Malolactic fermentation is an integrated part of winemaking which cannot be ignored. It can however be beneficial or detrimental and it is important that winemakers are well informed about it in order to make the right decisions. The execution of the decisions is also important to ensure that the required results are obtained in the wines.

Three different MLF genera, Oenococcus, Pediococcus and Lactobacillus, can convert the malic acid in wine into lactic acid. Only one Oenococcus species, but different Pediococcusand Lactobacillus species occur. Oenococcus oeni usually dominates because it has a higher resistance against the conditions occurring in wine. It is also the most desirable bacteria for MLF in wine because it can develop pleasant characteristics in wine while other species can cause spoilage like mousiness, sweaty and sauerkraut characters.

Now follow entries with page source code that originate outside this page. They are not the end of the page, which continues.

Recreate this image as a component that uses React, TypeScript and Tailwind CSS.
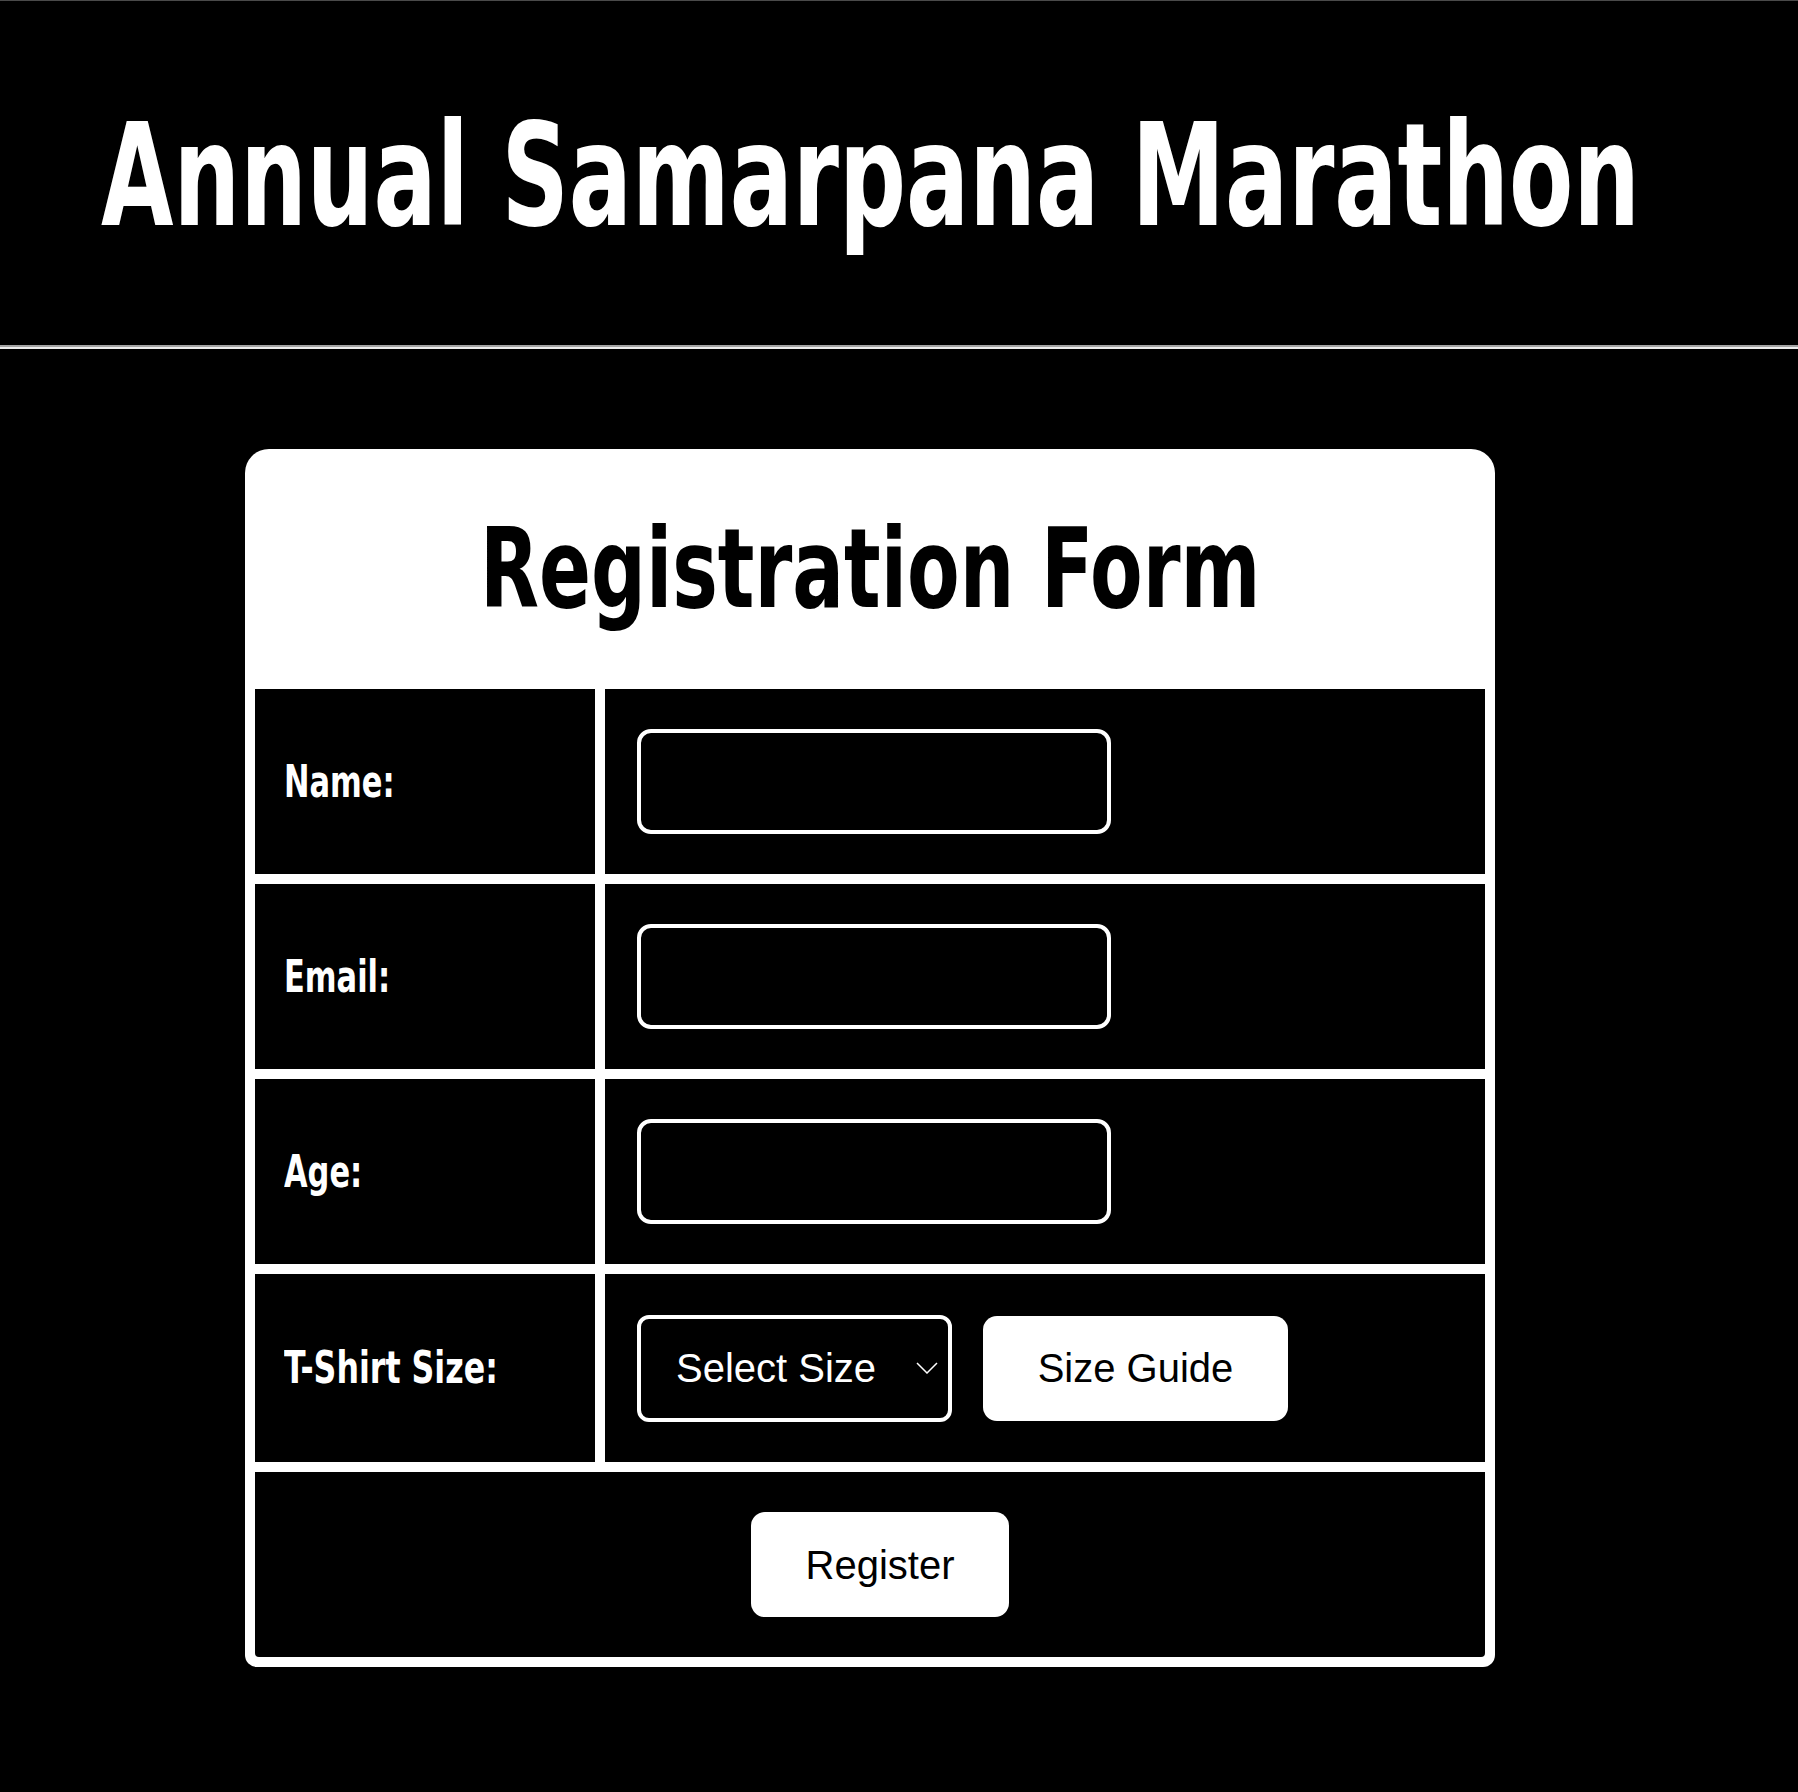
const heading = { fontFamily: '"DejaVu Sans Condensed", "DejaVu Sans", sans-serif' };
const body = { fontFamily: '"Liberation Sans", Arial, sans-serif' };

const Field = ({ label }: { label: string }) => {
  return (
    <>
      <div className="h-[185px] bg-black flex items-center pl-[29px]">
        <span style={heading} className="inline-block origin-left scale-x-[0.77] text-white text-[44px] font-bold whitespace-nowrap">{label}</span>
      </div>
      <div className="h-[185px] bg-black flex items-center pl-[32px]">
        <input type="text" className="w-[474px] h-[105px] bg-black border-4 border-white rounded-[14px] outline-none" />
      </div>
    </>
  );
};

const App = () => {
  return (
    <div className="min-h-screen bg-black border-t border-[#4a4a4a] overflow-hidden">
      {/* HEADER */}
      <header className="h-[344px] flex items-center pl-[101px] overflow-hidden">
        <h1 style={heading} className="inline-block origin-left scale-x-[0.728] translate-y-[3px] text-white text-[143px] font-bold leading-normal whitespace-nowrap">
          Annual Samarpana Marathon
        </h1>
      </header>
      <div className="border-t-2 border-b-2 border-t-[#a3a3a3] border-b-[#ececec]" />

      {/* FORM CARD */}
      <div className="ml-[245px] mt-[100px] w-[1250px] bg-white rounded-t-[24px] rounded-b-[12px]">
        <div className="h-[240px] flex items-center justify-center">
          <h2 style={heading} className="inline-block scale-x-[0.768] text-black text-[111px] font-bold leading-normal whitespace-nowrap">Registration Form</h2>
        </div>
        <div className="grid grid-cols-[340px_880px] gap-[10px] px-[10px] pb-[10px]">
          <Field label="Name:" />
          <Field label="Email:" />
          <Field label="Age:" />

          {/* t-shirt  */}
          <div className="h-[188px] bg-black flex items-center pl-[29px]">
            <span style={heading} className="inline-block origin-left scale-x-[0.8] text-white text-[44px] font-bold whitespace-nowrap">T-Shirt Size:</span>
          </div>
          <div className="h-[188px] bg-black flex items-center pl-[32px] gap-[31px]">
            <div className="relative">
              <select
                style={body}
                className="appearance-none w-[315px] h-[107px] bg-black text-white text-[40px] border-4 border-white rounded-[12px] pl-[35px] outline-none"
                defaultValue=""
              >
                <option value="">Select Size</option>
                <option value="s">Small</option>
                <option value="m">Medium</option>
                <option value="l">Large</option>
                <option value="xl">XL</option>
              </select>
              <svg className="absolute right-[14px] top-[47px] pointer-events-none" width="22" height="12" viewBox="0 0 22 12" fill="none">
                <path d="M1 1l10 10 10-10" stroke="white" strokeWidth="1.5" />
              </svg>
            </div>
            <button style={body} className="w-[305px] h-[105px] bg-white text-black text-[40px] rounded-[14px]">
              Size Guide
            </button>
          </div>

          {/* register  */}
          <div className="col-span-2 h-[185px] bg-black rounded-b-[4px] flex items-center justify-center pl-[20px]">
            <button style={body} className="w-[258px] h-[105px] bg-white text-black text-[40px] rounded-[14px]">
              Register
            </button>
          </div>
        </div>
      </div>
    </div>
  );
};

export default App;
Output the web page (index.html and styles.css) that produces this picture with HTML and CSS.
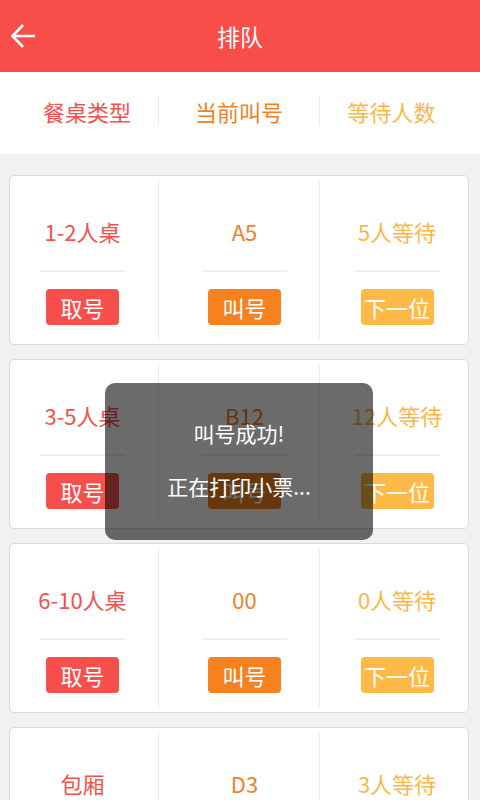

The end result of MLF is the decrease of the fixed acid concentration and increase in pH of the wine. The pH can increase with 0.3 or more units. The pH increase can however create favourable conditions for undesirable malolactic bacteria. Desirable MLF is usually acceptable in cool regions with a high fixed acid concentration to create a better balance in wines. Seeing that nutrients in the wine are also utilised during the process, such wines will be more stable against potential spoilage bacteria. It is not only as result of the utilisation of the nutrients, but also possibly due to the formation of toxins by the lactic acid, which can inhibit the growth of the spoilage bacteria. As result of the formation of other compounds during MLF the flavour profile and mouth feel of wines can also change. Diacetyl, which exhibits a buttery character, is an important compound formed during MLF. Its formation is influenced by the bacteria species, inoculation concentration of the MLF pure cultures, duration of the MLF, temperature, oxygen, pH and yeast lees contact. Ester compounds which can influence the wine flavour positively can also be formed during MLF.